No governo, foi presidente do Serpro, empresa pública de tecnologia da informação, e secretário de desestatização e privatização. Assim como Sachsida, que era secretário de assuntos estratégicos do Ministério da Economia, Paes de Andrade também era subordinado a Paulo Guedes, mas sua adesão ao bolsonarismo antecedeu a entrada na equipe do ministro.

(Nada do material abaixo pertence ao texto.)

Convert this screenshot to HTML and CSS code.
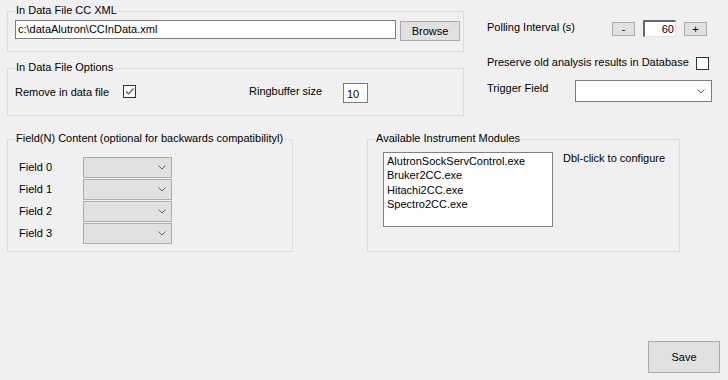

O presidente do Instituto Brasileiro do Petróleo (IBP), Eberaldo de Almeida Neto, disse que a preservação da prática de preços de combustíveis é importante para manter o mercado abastecido e para a atração de investimentos. O presidente-executivo da Abicom, Sérgio Araújo, disse esperar que Andrade, uma vez aprovado, mantenha compromisso com os acionistas da empresa e com o mercado, acompanhando os preços internacionais. Para a consultoria Control Risks, a nova troca na presidência da Petrobras representa uma escalada na estratégia do governo de interferir na empresa.
O economista-chefe do banco BV, Roberto Padovani, diz que o comportamento dos mercados sugere que estes não estão se movendo em função da notícia: “É claro que tem impacto na bolsa, mas a leitura é que é mais um ruído em um ambiente de muitas incertezas”.
Ruído ou não, represar os preços dos combustíveis na origem é um erro brutal que pode comprometer o valor de mercado da Petrobras. No fundo, é um “roubo” patrocinado pelo governo de Bolsonaro, que se diz, mas não é, um político liberal e do “ramo”. Passou 26 anos como deputado, embora no chamado “baixo clero”. Nunca participou da mesa diretora da Câmara dos Deputados, prova de sua inabilidade política e pouco prestígio.
Depois da canivetada (devia ser um arranhão), logrou ser eleito. Após os presidentes Collor de Mello e Jânio Quadros, qualquer um pode governar este país. Haja vista o atual.
Finalmente, os produtores independentes e importadores ficaram fortemente prejudicados e até inviabilizados pela contenção artificial e oficial dos preços dos combustíveis derivados do petróleo.